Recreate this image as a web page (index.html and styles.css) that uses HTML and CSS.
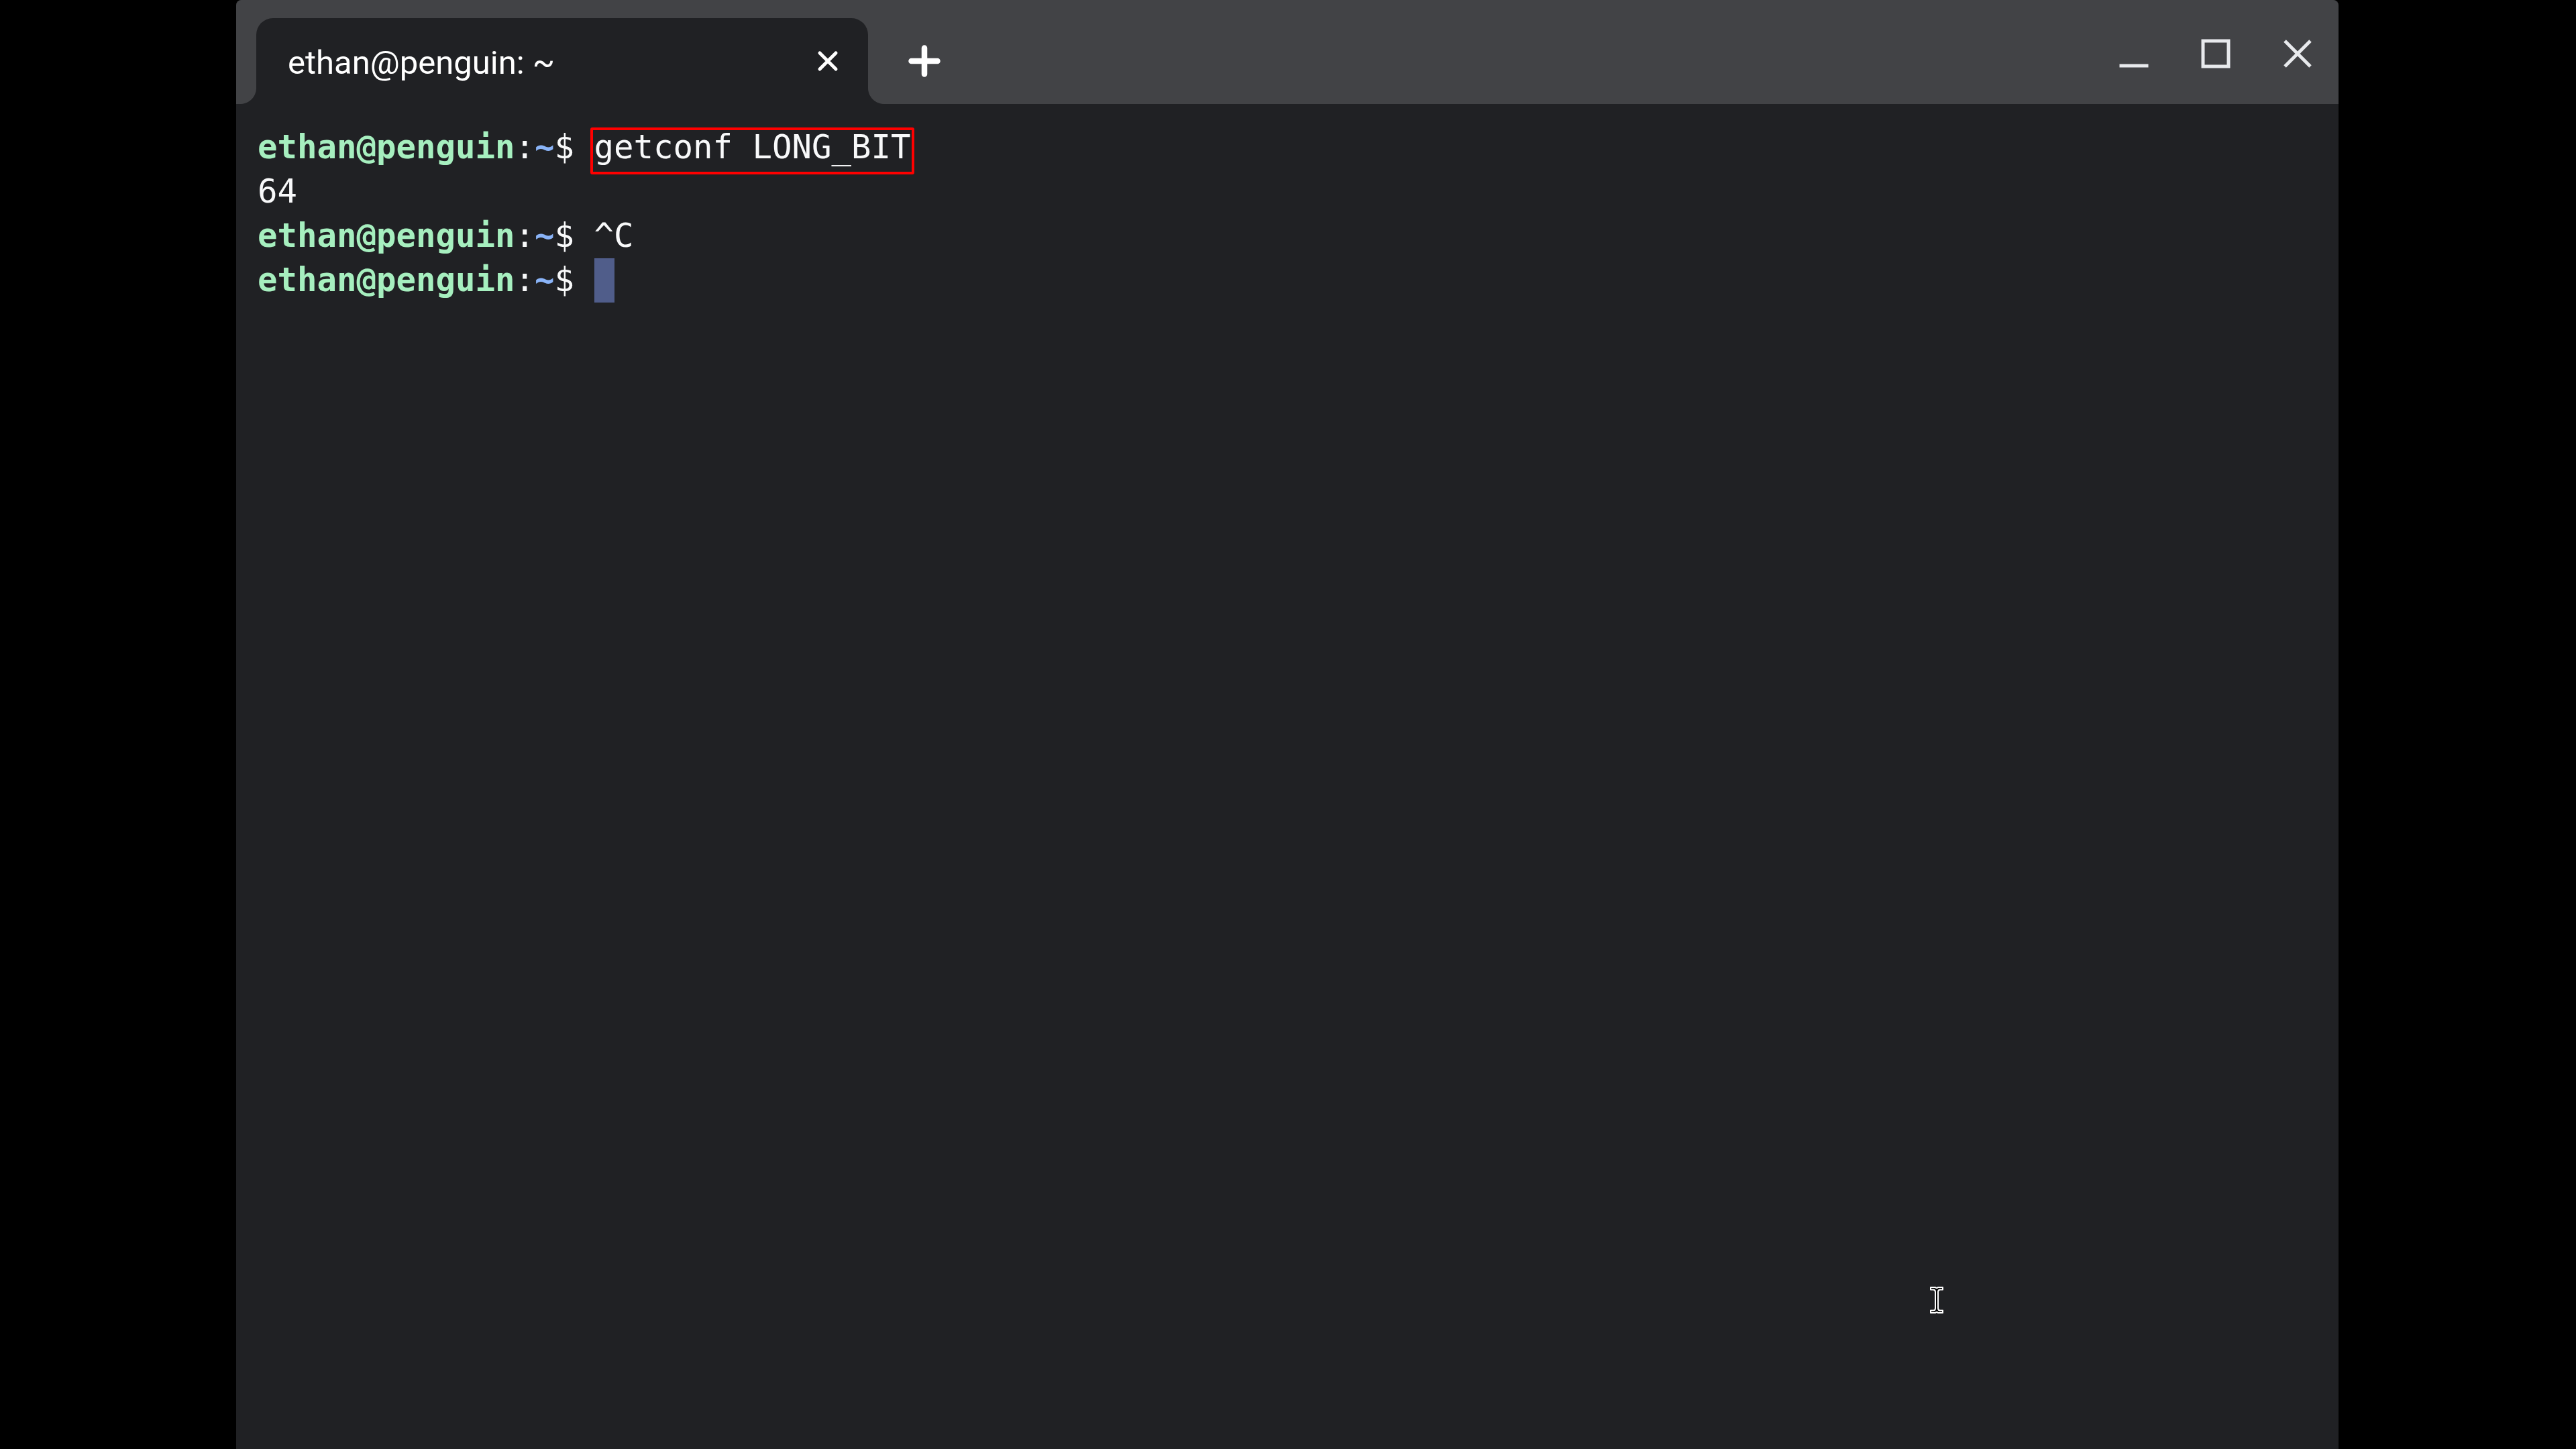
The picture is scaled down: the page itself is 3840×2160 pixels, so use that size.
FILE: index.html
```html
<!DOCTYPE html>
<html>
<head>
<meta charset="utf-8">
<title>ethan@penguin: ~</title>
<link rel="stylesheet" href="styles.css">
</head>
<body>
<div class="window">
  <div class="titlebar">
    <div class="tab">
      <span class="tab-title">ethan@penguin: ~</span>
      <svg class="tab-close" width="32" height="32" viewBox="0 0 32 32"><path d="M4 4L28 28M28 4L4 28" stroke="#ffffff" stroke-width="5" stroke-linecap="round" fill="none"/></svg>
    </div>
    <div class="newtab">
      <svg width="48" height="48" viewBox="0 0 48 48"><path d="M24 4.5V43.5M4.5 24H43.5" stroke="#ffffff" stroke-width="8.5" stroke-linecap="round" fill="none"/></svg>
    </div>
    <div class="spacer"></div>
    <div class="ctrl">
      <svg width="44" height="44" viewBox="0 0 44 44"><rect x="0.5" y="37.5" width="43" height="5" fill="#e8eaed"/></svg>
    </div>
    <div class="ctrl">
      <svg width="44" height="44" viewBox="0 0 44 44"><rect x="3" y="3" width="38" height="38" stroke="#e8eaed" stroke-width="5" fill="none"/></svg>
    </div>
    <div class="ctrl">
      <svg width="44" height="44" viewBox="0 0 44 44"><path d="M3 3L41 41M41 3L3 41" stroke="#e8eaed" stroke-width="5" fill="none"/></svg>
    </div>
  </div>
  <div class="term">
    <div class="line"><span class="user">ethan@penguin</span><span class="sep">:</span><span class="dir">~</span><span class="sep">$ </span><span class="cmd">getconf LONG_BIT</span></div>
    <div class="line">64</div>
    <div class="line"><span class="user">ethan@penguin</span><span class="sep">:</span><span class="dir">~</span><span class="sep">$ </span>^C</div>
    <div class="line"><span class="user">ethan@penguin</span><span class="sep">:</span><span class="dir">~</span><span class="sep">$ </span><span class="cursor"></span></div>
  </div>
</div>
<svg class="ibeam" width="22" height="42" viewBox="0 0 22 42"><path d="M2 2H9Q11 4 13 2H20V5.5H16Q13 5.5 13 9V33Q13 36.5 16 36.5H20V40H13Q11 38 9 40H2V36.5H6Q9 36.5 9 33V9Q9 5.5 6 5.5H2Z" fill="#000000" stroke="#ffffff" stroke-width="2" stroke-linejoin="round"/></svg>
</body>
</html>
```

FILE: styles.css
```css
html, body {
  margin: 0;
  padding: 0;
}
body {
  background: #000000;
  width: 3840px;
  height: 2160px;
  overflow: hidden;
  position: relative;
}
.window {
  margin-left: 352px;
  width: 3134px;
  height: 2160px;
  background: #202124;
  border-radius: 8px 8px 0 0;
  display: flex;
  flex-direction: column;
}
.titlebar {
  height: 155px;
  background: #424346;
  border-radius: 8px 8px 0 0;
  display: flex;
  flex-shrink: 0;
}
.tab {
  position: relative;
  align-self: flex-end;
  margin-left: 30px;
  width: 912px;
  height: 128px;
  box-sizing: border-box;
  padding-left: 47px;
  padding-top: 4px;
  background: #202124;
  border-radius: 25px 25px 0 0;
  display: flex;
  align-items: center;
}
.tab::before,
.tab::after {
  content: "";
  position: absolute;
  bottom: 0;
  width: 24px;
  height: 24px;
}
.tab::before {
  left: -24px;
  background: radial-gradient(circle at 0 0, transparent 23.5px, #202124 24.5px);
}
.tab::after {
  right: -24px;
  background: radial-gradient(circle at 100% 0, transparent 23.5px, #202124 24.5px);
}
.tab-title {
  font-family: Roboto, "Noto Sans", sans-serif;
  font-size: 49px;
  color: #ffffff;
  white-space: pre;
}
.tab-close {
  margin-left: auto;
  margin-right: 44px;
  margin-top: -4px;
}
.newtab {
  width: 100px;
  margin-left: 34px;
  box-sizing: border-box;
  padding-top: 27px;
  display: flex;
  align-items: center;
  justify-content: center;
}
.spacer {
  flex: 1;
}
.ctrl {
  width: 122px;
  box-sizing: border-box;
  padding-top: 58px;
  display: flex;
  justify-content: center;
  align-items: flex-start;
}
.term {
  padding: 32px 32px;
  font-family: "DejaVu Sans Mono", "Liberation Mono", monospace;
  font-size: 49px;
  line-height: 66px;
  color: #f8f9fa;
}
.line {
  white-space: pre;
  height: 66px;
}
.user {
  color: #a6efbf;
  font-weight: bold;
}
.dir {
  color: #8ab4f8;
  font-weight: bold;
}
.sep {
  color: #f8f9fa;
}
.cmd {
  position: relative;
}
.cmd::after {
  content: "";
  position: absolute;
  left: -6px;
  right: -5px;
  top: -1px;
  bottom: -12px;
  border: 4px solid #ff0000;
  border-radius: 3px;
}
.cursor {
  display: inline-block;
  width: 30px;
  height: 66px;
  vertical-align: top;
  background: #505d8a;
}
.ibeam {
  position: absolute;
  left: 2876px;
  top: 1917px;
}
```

* * *

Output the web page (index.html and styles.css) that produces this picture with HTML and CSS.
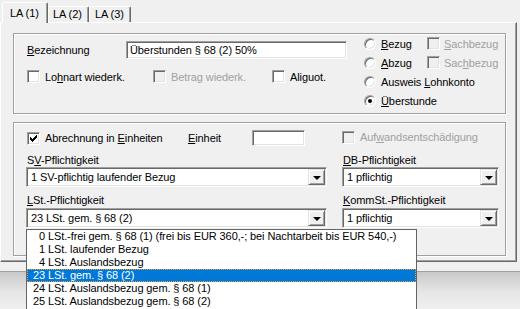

Task details:
Take each line of the material that contains the word "picture" and list it.

Task output:
The picture is scaled down: the page itself is 3840×2160 pixels, so use that size.
Output the web page (index.html and styles.css) that produces this picture with HTML and CSS.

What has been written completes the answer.